The Investigator-Participant Relationship
Codes of ethical conduct typically place great stress on relationships between researchers and participants.
| Table 1 Relationships Between Researchers and Participants in Biomedical Research and Cross-Cultural Fieldwork | ||
|---|---|---|
| Biomedical Research | Cross-Cultural Fieldwork | |
| Researchers' power as perceived by participants | High | Mid |
| Effect of researchers' status and lifestyle on research success | Low | High |
| Researchers' control over research setting | High | Low or negative |
| Direction of research interaction | One-way, researcher to participant | Two-way |
| Risk to participants | High, often physical | Low, often psychological |
| Potential benefit to participants | High | Low |
| Informed consent | Formal, written | Informal, often verbal, continuous |
| SOURCE: Adapted from Cassell (1980). | ||
These relationships are very different in biomedical studies, psychological experiments, survey research, and cross-cultural observational studies. These differences make codes based on those developed for biomedical research contexts especially problematic when applied to cross-cultural observational research. Some of the key differences between the two contexts are summarized in Table 1. As the table makes clear, the presumed distance between researchers and participants is often much less in cross-cultural observational studies than it is in biomedical contexts. As a result, these cross-cultural researchers must often wrestle with concerns about the ways in which their living arrangements may affect the people they study, while their familiarity with the group under study and its language surely affects the quality and success of their research. Fieldworkers have unique relationships with the people they study because they are often dependent on the studied population for shelter, food, informants, and translation.
Power and Status
The perceived power of cross-cultural researchers varies according to the research methodology and the history of researchers in the area. These researchers may be perceived as powerful because they are economically privileged relative to the local population, but they are weak in other respects because they may be perceived as “naive” or “childlike” with respect to their ability to communicate or understand local customs. Biomedical researchers, in contrast, typically appear to have considerable power over procedures and even the health of participants. In biomedical research, participants enter contexts (e.g., clinics, hospitals) in which researchers are perceived as experts.

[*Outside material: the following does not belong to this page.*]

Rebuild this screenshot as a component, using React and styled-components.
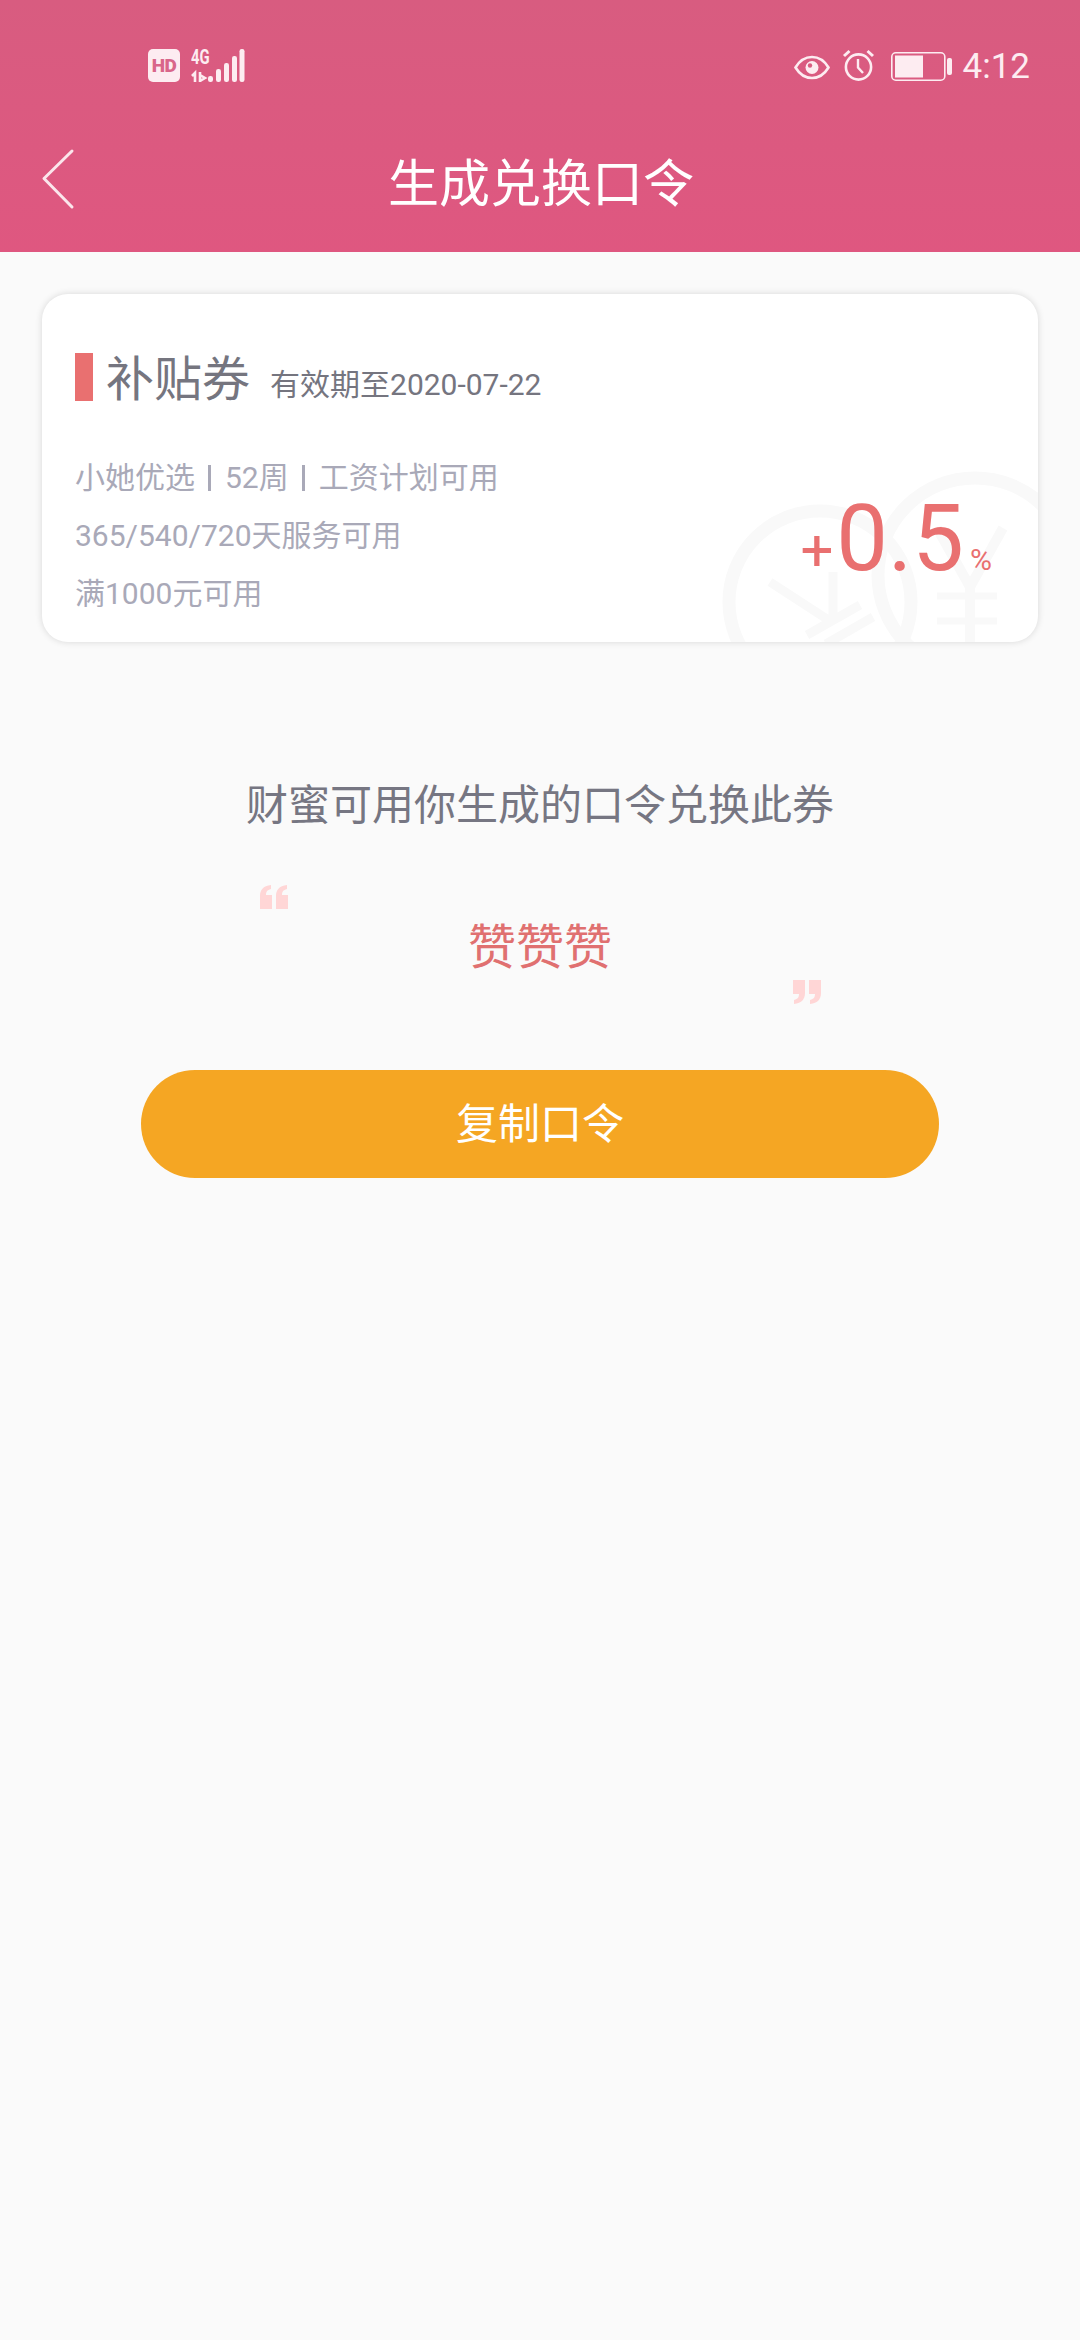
import React from "react";
import styled, { createGlobalStyle } from "styled-components";

const Global = createGlobalStyle`
  html, body { margin: 0; padding: 0; background: #fafafa; }
  body { font-family: Roboto, "Noto Sans CJK SC", sans-serif; }
  * { box-sizing: border-box; }
`;

const Page = styled.div`
  width: 1080px;
  height: 2340px;
  background: #fafafa;
  overflow: hidden;
`;

const Header = styled.header`
  height: 252px;
  background: linear-gradient(180deg, #d85c80 0%, #df5780 100%);
  display: flex;
  flex-direction: column;
`;

const StatusBar = styled.div`
  height: 132px;
  padding: 0 50px 0 148px;
  display: flex;
  align-items: flex-start;
  justify-content: space-between;
  color: #fdecf1;
`;

const StatusLeft = styled.div`
  display: flex;
  align-items: flex-start;
  gap: 11px;
  padding-top: 49px;
`;

const HdBadge = styled.div`
  width: 32px;
  height: 33px;
  border-radius: 5px;
  background: #fdecf1;
  color: #d9668a;
  font: 900 19px/33px "Roboto", sans-serif;
  text-align: center;
  letter-spacing: -0.5px;
`;

const Signal = styled.div`
  position: relative;
  width: 54px;
  height: 34px;
`;

const FourG = styled.span`
  position: absolute;
  left: 0;
  top: -2px;
  font: 700 20px/20px "Roboto", sans-serif;
  transform: scaleX(0.74);
  transform-origin: left center;
  color: #fdecf1;
`;

const SignalIcon = styled.svg`
  display: block;
`;

const StatusRight = styled.div`
  display: flex;
  align-items: flex-start;
  padding-top: 48px;
`;

const StatusIcon = styled.svg`
  display: block;
  margin-right: ${(p) => p.$gap}px;
  margin-top: ${(p) => p.$top}px;
`;

const Time = styled.span`
  font: 400 35px/38px Roboto, sans-serif;
  margin-left: 2px;
  color: #fdecf1;
`;

const NavBar = styled.div`
  position: relative;
  height: 120px;
  display: flex;
  align-items: center;
  justify-content: center;
`;

const BackIcon = styled.svg`
  position: absolute;
  left: 40px;
  top: 16px;
`;

const Title = styled.h1`
  margin: 0 0 15px 2px;
  font: 400 51px/60px Roboto, "Noto Sans CJK SC", sans-serif;
  color: #fff;
`;

const Main = styled.main`
  padding: 42px 42px 0;
`;

const Card = styled.section`
  position: relative;
  height: 348px;
  background: #fff;
  border-radius: 26px;
  box-shadow: 0 0 7px rgba(0, 0, 0, 0.14);
  padding: 59px 33px 0;
  overflow: hidden;
`;

const Watermark = styled.svg`
  position: absolute;
  right: 0;
  bottom: 0;
`;

const CardHead = styled.div`
  position: relative;
  display: flex;
  align-items: center;
  height: 48px;
`;

const Mark = styled.i`
  width: 18px;
  height: 48px;
  background: #e97070;
  margin-right: 13px;
`;

const CardTitle = styled.span`
  font-size: 48px;
  line-height: 48px;
  color: #75757f;
  margin-right: 20px;
  position: relative;
  top: 3px;
`;

const Expiry = styled.span`
  font-size: 30px;
  line-height: 36px;
  color: #75757f;
  margin-top: 15px;
`;

const Rules = styled.div`
  position: relative;
  margin-top: 59px;
  display: flex;
  flex-direction: column;
  gap: 22px;
`;

const Rule = styled.div`
  font-size: 30px;
  line-height: 36px;
  height: 36px;
  color: #a9a9b8;
  display: flex;
  align-items: center;
`;

const Sep = styled.i`
  width: 3px;
  height: 26px;
  background: #a9a9b8;
  margin: 0 ${(p) => p.$right}px 0 13px;
`;

const Rate = styled.div`
  position: absolute;
  right: 46px;
  bottom: 46px;
  display: flex;
  align-items: baseline;
  color: #e97070;
  font-family: Roboto, sans-serif;
`;

const Plus = styled.span`
  font-size: 58px;
  line-height: 92px;
  margin-right: 3px;
`;

const Value = styled.span`
  font-size: 92px;
  line-height: 92px;
`;

const Percent = styled.span`
  font-size: 30px;
  line-height: 30px;
  margin-left: 6px;
`;

const Hint = styled.p`
  margin: 136px 0 0;
  text-align: center;
  font-size: 42px;
  line-height: 56px;
  color: #767682;
`;

const QuoteBox = styled.div`
  position: relative;
  height: 236px;
  display: flex;
  justify-content: center;
  padding-top: 82px;
`;

const Code = styled.span`
  font-size: 48px;
  line-height: 64px;
  height: 64px;
  color: #e07070;
`;

const Quote = styled.svg`
  position: absolute;
  left: ${(p) => p.$left}px;
  top: ${(p) => p.$top}px;
`;

const CopyButton = styled.button`
  display: block;
  width: 798px;
  height: 108px;
  margin: 0 auto;
  border: 0;
  border-radius: 54px;
  background: #f5a623;
  color: #fff;
  font: 400 42px/108px Roboto, "Noto Sans CJK SC", sans-serif;
`;

export default function App() {
  return (
    <Page>
      <Global />
      <Header>
        <StatusBar>
          <StatusLeft>
            <HdBadge>HD</HdBadge>
            <Signal>
              <FourG>4G</FourG>
              <SignalIcon width="54" height="34" viewBox="0 0 54 34">
                <g fill="none" stroke="#fdecf1" strokeWidth="2.6">
                  <path d="M1 27l3-3v9M9 23v10M9 26l5 3-5 3" />
                </g>
                <g fill="#fdecf1">
                  <rect x="17" y="27" width="5" height="6" rx="2.2" />
                  <rect x="25" y="20" width="5" height="13" rx="2.2" />
                  <rect x="33" y="14" width="5" height="19" rx="2.2" />
                  <rect x="41" y="7" width="5" height="26" rx="2.2" />
                  <rect x="48.5" y="0" width="5" height="33" rx="2.2" />
                </g>
              </SignalIcon>
            </Signal>
          </StatusLeft>
          <StatusRight>
            <StatusIcon $gap={12} $top={7} width="36" height="25" viewBox="0 0 36 25">
              <path d="M1.5 12.5C6 5 11.5 2 18 2s12 3 16.5 10.5C30 20 24.5 23 18 23S6 20 1.5 12.5Z" fill="none" stroke="#fdecf1" strokeWidth="2.6" />
              <circle cx="18" cy="12.5" r="6.5" fill="#fdecf1" />
              <circle cx="16" cy="10.5" r="2.2" fill="#d85c80" />
            </StatusIcon>
            <StatusIcon $gap={16} $top={1} width="33" height="33" viewBox="0 0 33 33">
              <circle cx="16.5" cy="18" r="12.6" fill="none" stroke="#fdecf1" strokeWidth="2.6" />
              <path d="M16 10v8.5l5 5.5" fill="none" stroke="#fdecf1" strokeWidth="2.4" />
              <path d="M2 7l5.5-5M31 7l-5.5-5" fill="none" stroke="#fdecf1" strokeWidth="3" />
            </StatusIcon>
            <StatusIcon $gap={9} $top={4} width="61" height="29" viewBox="0 0 61 29">
              <rect x="0.8" y="0.8" width="53" height="27.4" rx="4" fill="none" stroke="#fdecf1" strokeWidth="1.6" />
              <rect x="4" y="3.5" width="28" height="22" fill="#fdecf1" />
              <rect x="56" y="6" width="5" height="17" rx="2" fill="#fdecf1" />
            </StatusIcon>
            <Time>4:12</Time>
          </StatusRight>
        </StatusBar>
        <NavBar>
          <BackIcon width="36" height="62" viewBox="0 0 36 62">
            <path d="M32 3 4 30.5 32 59" fill="none" stroke="#fbe6ec" strokeWidth="3" strokeLinecap="round" strokeLinejoin="round" />
          </BackIcon>
          <Title>生成兑换口令</Title>
        </NavBar>
      </Header>
      <Main>
        <Card>
          <Watermark width="330" height="180" viewBox="0 0 330 180">
            <g fill="none" stroke="#f9f9f9" strokeWidth="13">
              <circle cx="112" cy="140" r="91" />
              <circle cx="267" cy="113" r="97" />
            </g>
            <g fill="none" stroke="#f9f9f9">
              <path d="M62 120 125 161M99 173 152 143M118 182 165 155M125 161V110" strokeWidth="9" />
              <path d="M229 134h60M229 159h60" strokeWidth="7" />
              <path d="M229 66 262 125 295 66M262 125v65" strokeWidth="10" />
            </g>
          </Watermark>
          <CardHead>
            <Mark />
            <CardTitle>补贴券</CardTitle>
            <Expiry>有效期至2020-07-22</Expiry>
          </CardHead>
          <Rules>
            <Rule>
              小她优选<Sep $right={14} />52周<Sep $right={14} />工资计划可用
            </Rule>
            <Rule>365/540/720天服务可用</Rule>
            <Rule>满1000元可用</Rule>
          </Rules>
          <Rate>
            <Plus>+</Plus>
            <Value>0.5</Value>
            <Percent>%</Percent>
          </Rate>
        </Card>
        <Hint>财蜜可用你生成的口令兑换此券</Hint>
        <QuoteBox>
          <Quote $left={218} $top={51} width="28" height="24" viewBox="0 0 28 24">
            <path fill="#ffd6d6" d="M0 24V11C0 5 3 1 11 0v4C7 5 6 7 6 10h6v14ZM16 24V11c0-6 3-10 11-11v4c-4 1-5 3-5 6h6v14Z" />
          </Quote>
          <Code>赞赞赞</Code>
          <Quote $left={751} $top={146} width="28" height="24" viewBox="0 0 28 24" style={{ transform: "rotate(180deg)" }}>
            <path fill="#ffd6d6" d="M0 24V11C0 5 3 1 11 0v4C7 5 6 7 6 10h6v14ZM16 24V11c0-6 3-10 11-11v4c-4 1-5 3-5 6h6v14Z" />
          </Quote>
        </QuoteBox>
        <CopyButton>复制口令</CopyButton>
      </Main>
    </Page>
  );
}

Cross-cultural researchers are usually foreigners to the communities they study and in which they live while conducting fieldwork. Because fieldworkers are typically more affluent than the people they study, they are often treated as scarce resources, so that their decisions (such as where to live) may create jealousy. Western fieldworkers may also elicit unwelcome comparisons with Western colonialists of the past, and this can influence the willingness of people to participate in the research. It is thus extremely important for researchers to respect local customs, speak the local language, and live like the participants. In fact, it is often necessary for cross-cultural researchers to learn about the local language and beliefs before they begin to conduct their research.